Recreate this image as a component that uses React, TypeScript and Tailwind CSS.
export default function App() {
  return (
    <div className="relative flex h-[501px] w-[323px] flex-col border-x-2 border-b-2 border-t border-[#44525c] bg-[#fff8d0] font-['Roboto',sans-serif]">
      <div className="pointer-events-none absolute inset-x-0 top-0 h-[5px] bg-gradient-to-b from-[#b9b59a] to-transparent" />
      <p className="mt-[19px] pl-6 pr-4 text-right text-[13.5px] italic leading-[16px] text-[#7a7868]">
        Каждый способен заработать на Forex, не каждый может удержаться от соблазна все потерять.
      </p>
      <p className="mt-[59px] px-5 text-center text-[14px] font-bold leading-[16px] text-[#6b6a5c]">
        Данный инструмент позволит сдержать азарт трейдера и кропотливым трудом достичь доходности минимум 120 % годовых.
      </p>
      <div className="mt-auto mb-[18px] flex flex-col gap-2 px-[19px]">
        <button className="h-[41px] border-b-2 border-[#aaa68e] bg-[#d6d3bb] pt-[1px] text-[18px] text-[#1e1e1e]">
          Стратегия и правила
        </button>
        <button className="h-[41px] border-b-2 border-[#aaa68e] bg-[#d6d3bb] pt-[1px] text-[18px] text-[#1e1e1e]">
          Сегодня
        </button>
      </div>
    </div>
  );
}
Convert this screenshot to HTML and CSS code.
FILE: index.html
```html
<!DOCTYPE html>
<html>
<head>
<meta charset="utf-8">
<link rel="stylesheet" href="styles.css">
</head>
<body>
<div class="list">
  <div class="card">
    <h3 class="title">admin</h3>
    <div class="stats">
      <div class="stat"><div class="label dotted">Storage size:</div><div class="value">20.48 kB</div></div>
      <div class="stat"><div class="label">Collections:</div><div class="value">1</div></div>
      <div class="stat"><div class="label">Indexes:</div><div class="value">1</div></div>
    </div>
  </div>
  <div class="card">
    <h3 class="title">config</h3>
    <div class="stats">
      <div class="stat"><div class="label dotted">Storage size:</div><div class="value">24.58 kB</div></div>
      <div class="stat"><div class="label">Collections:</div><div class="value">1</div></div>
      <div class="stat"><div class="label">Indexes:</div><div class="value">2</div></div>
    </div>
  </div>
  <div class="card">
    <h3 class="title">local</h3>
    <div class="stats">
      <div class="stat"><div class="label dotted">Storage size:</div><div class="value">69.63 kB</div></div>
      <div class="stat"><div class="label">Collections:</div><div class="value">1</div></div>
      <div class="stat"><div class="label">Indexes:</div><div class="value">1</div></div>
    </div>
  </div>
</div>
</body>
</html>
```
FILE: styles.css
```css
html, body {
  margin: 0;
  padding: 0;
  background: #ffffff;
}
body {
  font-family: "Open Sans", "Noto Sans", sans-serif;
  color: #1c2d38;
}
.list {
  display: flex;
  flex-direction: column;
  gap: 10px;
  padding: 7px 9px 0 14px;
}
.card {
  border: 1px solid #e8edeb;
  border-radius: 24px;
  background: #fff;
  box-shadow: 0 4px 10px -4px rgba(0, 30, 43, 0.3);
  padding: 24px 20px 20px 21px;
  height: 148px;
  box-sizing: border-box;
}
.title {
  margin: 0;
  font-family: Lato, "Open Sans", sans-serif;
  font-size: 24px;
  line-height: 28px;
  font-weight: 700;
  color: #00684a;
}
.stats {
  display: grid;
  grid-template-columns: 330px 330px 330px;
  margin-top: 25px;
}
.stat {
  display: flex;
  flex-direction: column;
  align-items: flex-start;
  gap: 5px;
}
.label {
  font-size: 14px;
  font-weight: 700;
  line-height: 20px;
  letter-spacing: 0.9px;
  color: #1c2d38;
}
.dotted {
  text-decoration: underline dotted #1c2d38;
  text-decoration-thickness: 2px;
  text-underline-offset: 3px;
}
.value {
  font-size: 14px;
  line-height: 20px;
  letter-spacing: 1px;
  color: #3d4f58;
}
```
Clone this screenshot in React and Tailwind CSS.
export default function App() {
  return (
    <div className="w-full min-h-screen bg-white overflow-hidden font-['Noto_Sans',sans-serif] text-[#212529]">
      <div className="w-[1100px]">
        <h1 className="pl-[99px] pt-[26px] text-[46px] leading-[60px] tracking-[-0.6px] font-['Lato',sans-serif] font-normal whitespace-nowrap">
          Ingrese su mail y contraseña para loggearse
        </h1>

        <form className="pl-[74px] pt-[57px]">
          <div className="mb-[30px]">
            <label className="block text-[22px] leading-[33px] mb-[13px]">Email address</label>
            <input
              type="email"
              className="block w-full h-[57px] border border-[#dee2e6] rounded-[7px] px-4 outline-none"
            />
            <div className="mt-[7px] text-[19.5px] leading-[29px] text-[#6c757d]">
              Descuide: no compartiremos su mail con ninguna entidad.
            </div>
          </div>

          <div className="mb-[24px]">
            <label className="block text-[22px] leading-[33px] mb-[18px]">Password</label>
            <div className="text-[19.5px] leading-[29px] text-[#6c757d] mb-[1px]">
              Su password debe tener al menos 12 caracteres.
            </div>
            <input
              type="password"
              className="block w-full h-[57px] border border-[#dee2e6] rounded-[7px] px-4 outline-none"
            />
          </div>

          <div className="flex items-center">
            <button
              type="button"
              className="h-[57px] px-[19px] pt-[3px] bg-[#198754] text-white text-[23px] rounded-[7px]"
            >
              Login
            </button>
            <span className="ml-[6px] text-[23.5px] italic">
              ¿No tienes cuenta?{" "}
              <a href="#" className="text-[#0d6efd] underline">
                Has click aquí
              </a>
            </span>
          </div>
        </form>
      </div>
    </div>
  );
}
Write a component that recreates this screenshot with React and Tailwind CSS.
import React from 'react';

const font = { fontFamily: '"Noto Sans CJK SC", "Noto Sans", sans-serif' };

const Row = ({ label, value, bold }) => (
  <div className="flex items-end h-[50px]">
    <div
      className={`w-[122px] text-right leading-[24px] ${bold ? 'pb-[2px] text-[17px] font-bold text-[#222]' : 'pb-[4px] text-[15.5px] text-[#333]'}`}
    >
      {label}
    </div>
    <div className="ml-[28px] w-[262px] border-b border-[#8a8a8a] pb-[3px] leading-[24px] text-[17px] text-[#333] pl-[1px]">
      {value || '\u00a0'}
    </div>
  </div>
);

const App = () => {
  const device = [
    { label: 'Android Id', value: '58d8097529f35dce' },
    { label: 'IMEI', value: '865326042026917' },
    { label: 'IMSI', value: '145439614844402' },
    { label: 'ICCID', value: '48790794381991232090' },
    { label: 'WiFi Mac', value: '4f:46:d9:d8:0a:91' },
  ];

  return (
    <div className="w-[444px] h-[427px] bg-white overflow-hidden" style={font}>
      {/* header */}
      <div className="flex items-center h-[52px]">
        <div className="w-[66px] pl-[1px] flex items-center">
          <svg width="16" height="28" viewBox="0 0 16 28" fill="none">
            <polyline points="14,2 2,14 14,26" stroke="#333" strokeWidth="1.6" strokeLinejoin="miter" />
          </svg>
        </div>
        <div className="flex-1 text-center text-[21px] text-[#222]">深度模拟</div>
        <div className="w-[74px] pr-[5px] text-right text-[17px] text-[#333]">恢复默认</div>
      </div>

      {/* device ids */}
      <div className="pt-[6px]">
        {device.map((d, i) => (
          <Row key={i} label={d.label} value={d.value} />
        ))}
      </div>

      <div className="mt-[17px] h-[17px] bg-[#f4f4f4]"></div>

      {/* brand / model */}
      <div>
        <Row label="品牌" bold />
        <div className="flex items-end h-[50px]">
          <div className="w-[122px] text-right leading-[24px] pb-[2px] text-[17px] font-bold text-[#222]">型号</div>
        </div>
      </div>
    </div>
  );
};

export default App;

▶ **Requirements**
Copy out all of the data exactly, leaving nothing out.

▶ **Reply to the task**
Recreate this image as a component that uses React, TypeScript and Tailwind CSS.
export default function App() {
  return (
    <div className="relative flex h-[501px] w-[323px] flex-col border-x-2 border-b-2 border-t border-[#44525c] bg-[#fff8d0] font-['Roboto',sans-serif]">
      <div className="pointer-events-none absolute inset-x-0 top-0 h-[5px] bg-gradient-to-b from-[#b9b59a] to-transparent" />
      <p className="mt-[19px] pl-6 pr-4 text-right text-[13.5px] italic leading-[16px] text-[#7a7868]">
        Каждый способен заработать на Forex, не каждый может удержаться от соблазна все потерять.
      </p>
      <p className="mt-[59px] px-5 text-center text-[14px] font-bold leading-[16px] text-[#6b6a5c]">
        Данный инструмент позволит сдержать азарт трейдера и кропотливым трудом достичь доходности минимум 120 % годовых.
      </p>
      <div className="mt-auto mb-[18px] flex flex-col gap-2 px-[19px]">
        <button className="h-[41px] border-b-2 border-[#aaa68e] bg-[#d6d3bb] pt-[1px] text-[18px] text-[#1e1e1e]">
          Стратегия и правила
        </button>
        <button className="h-[41px] border-b-2 border-[#aaa68e] bg-[#d6d3bb] pt-[1px] text-[18px] text-[#1e1e1e]">
          Сегодня
        </button>
      </div>
    </div>
  );
}
Convert this screenshot to HTML and CSS code.
FILE: index.html
```html
<!DOCTYPE html>
<html>
<head>
<meta charset="utf-8">
<link rel="stylesheet" href="styles.css">
</head>
<body>
<div class="list">
  <div class="card">
    <h3 class="title">admin</h3>
    <div class="stats">
      <div class="stat"><div class="label dotted">Storage size:</div><div class="value">20.48 kB</div></div>
      <div class="stat"><div class="label">Collections:</div><div class="value">1</div></div>
      <div class="stat"><div class="label">Indexes:</div><div class="value">1</div></div>
    </div>
  </div>
  <div class="card">
    <h3 class="title">config</h3>
    <div class="stats">
      <div class="stat"><div class="label dotted">Storage size:</div><div class="value">24.58 kB</div></div>
      <div class="stat"><div class="label">Collections:</div><div class="value">1</div></div>
      <div class="stat"><div class="label">Indexes:</div><div class="value">2</div></div>
    </div>
  </div>
  <div class="card">
    <h3 class="title">local</h3>
    <div class="stats">
      <div class="stat"><div class="label dotted">Storage size:</div><div class="value">69.63 kB</div></div>
      <div class="stat"><div class="label">Collections:</div><div class="value">1</div></div>
      <div class="stat"><div class="label">Indexes:</div><div class="value">1</div></div>
    </div>
  </div>
</div>
</body>
</html>
```
FILE: styles.css
```css
html, body {
  margin: 0;
  padding: 0;
  background: #ffffff;
}
body {
  font-family: "Open Sans", "Noto Sans", sans-serif;
  color: #1c2d38;
}
.list {
  display: flex;
  flex-direction: column;
  gap: 10px;
  padding: 7px 9px 0 14px;
}
.card {
  border: 1px solid #e8edeb;
  border-radius: 24px;
  background: #fff;
  box-shadow: 0 4px 10px -4px rgba(0, 30, 43, 0.3);
  padding: 24px 20px 20px 21px;
  height: 148px;
  box-sizing: border-box;
}
.title {
  margin: 0;
  font-family: Lato, "Open Sans", sans-serif;
  font-size: 24px;
  line-height: 28px;
  font-weight: 700;
  color: #00684a;
}
.stats {
  display: grid;
  grid-template-columns: 330px 330px 330px;
  margin-top: 25px;
}
.stat {
  display: flex;
  flex-direction: column;
  align-items: flex-start;
  gap: 5px;
}
.label {
  font-size: 14px;
  font-weight: 700;
  line-height: 20px;
  letter-spacing: 0.9px;
  color: #1c2d38;
}
.dotted {
  text-decoration: underline dotted #1c2d38;
  text-decoration-thickness: 2px;
  text-underline-offset: 3px;
}
.value {
  font-size: 14px;
  line-height: 20px;
  letter-spacing: 1px;
  color: #3d4f58;
}
```
Clone this screenshot in React and Tailwind CSS.
export default function App() {
  return (
    <div className="w-full min-h-screen bg-white overflow-hidden font-['Noto_Sans',sans-serif] text-[#212529]">
      <div className="w-[1100px]">
        <h1 className="pl-[99px] pt-[26px] text-[46px] leading-[60px] tracking-[-0.6px] font-['Lato',sans-serif] font-normal whitespace-nowrap">
          Ingrese su mail y contraseña para loggearse
        </h1>

        <form className="pl-[74px] pt-[57px]">
          <div className="mb-[30px]">
            <label className="block text-[22px] leading-[33px] mb-[13px]">Email address</label>
            <input
              type="email"
              className="block w-full h-[57px] border border-[#dee2e6] rounded-[7px] px-4 outline-none"
            />
            <div className="mt-[7px] text-[19.5px] leading-[29px] text-[#6c757d]">
              Descuide: no compartiremos su mail con ninguna entidad.
            </div>
          </div>

          <div className="mb-[24px]">
            <label className="block text-[22px] leading-[33px] mb-[18px]">Password</label>
            <div className="text-[19.5px] leading-[29px] text-[#6c757d] mb-[1px]">
              Su password debe tener al menos 12 caracteres.
            </div>
            <input
              type="password"
              className="block w-full h-[57px] border border-[#dee2e6] rounded-[7px] px-4 outline-none"
            />
          </div>

          <div className="flex items-center">
            <button
              type="button"
              className="h-[57px] px-[19px] pt-[3px] bg-[#198754] text-white text-[23px] rounded-[7px]"
            >
              Login
            </button>
            <span className="ml-[6px] text-[23.5px] italic">
              ¿No tienes cuenta?{" "}
              <a href="#" className="text-[#0d6efd] underline">
                Has click aquí
              </a>
            </span>
          </div>
        </form>
      </div>
    </div>
  );
}
Write a component that recreates this screenshot with React and Tailwind CSS.
import React from 'react';

const font = { fontFamily: '"Noto Sans CJK SC", "Noto Sans", sans-serif' };

const Row = ({ label, value, bold }) => (
  <div className="flex items-end h-[50px]">
    <div
      className={`w-[122px] text-right leading-[24px] ${bold ? 'pb-[2px] text-[17px] font-bold text-[#222]' : 'pb-[4px] text-[15.5px] text-[#333]'}`}
    >
      {label}
    </div>
    <div className="ml-[28px] w-[262px] border-b border-[#8a8a8a] pb-[3px] leading-[24px] text-[17px] text-[#333] pl-[1px]">
      {value || '\u00a0'}
    </div>
  </div>
);

const App = () => {
  const device = [
    { label: 'Android Id', value: '58d8097529f35dce' },
    { label: 'IMEI', value: '865326042026917' },
    { label: 'IMSI', value: '145439614844402' },
    { label: 'ICCID', value: '48790794381991232090' },
    { label: 'WiFi Mac', value: '4f:46:d9:d8:0a:91' },
  ];

  return (
    <div className="w-[444px] h-[427px] bg-white overflow-hidden" style={font}>
      {/* header */}
      <div className="flex items-center h-[52px]">
        <div className="w-[66px] pl-[1px] flex items-center">
          <svg width="16" height="28" viewBox="0 0 16 28" fill="none">
            <polyline points="14,2 2,14 14,26" stroke="#333" strokeWidth="1.6" strokeLinejoin="miter" />
          </svg>
        </div>
        <div className="flex-1 text-center text-[21px] text-[#222]">深度模拟</div>
        <div className="w-[74px] pr-[5px] text-right text-[17px] text-[#333]">恢复默认</div>
      </div>

      {/* device ids */}
      <div className="pt-[6px]">
        {device.map((d, i) => (
          <Row key={i} label={d.label} value={d.value} />
        ))}
      </div>

      <div className="mt-[17px] h-[17px] bg-[#f4f4f4]"></div>

      {/* brand / model */}
      <div>
        <Row label="品牌" bold />
        <div className="flex items-end h-[50px]">
          <div className="w-[122px] text-right leading-[24px] pb-[2px] text-[17px] font-bold text-[#222]">型号</div>
        </div>
      </div>
    </div>
  );
};

export default App;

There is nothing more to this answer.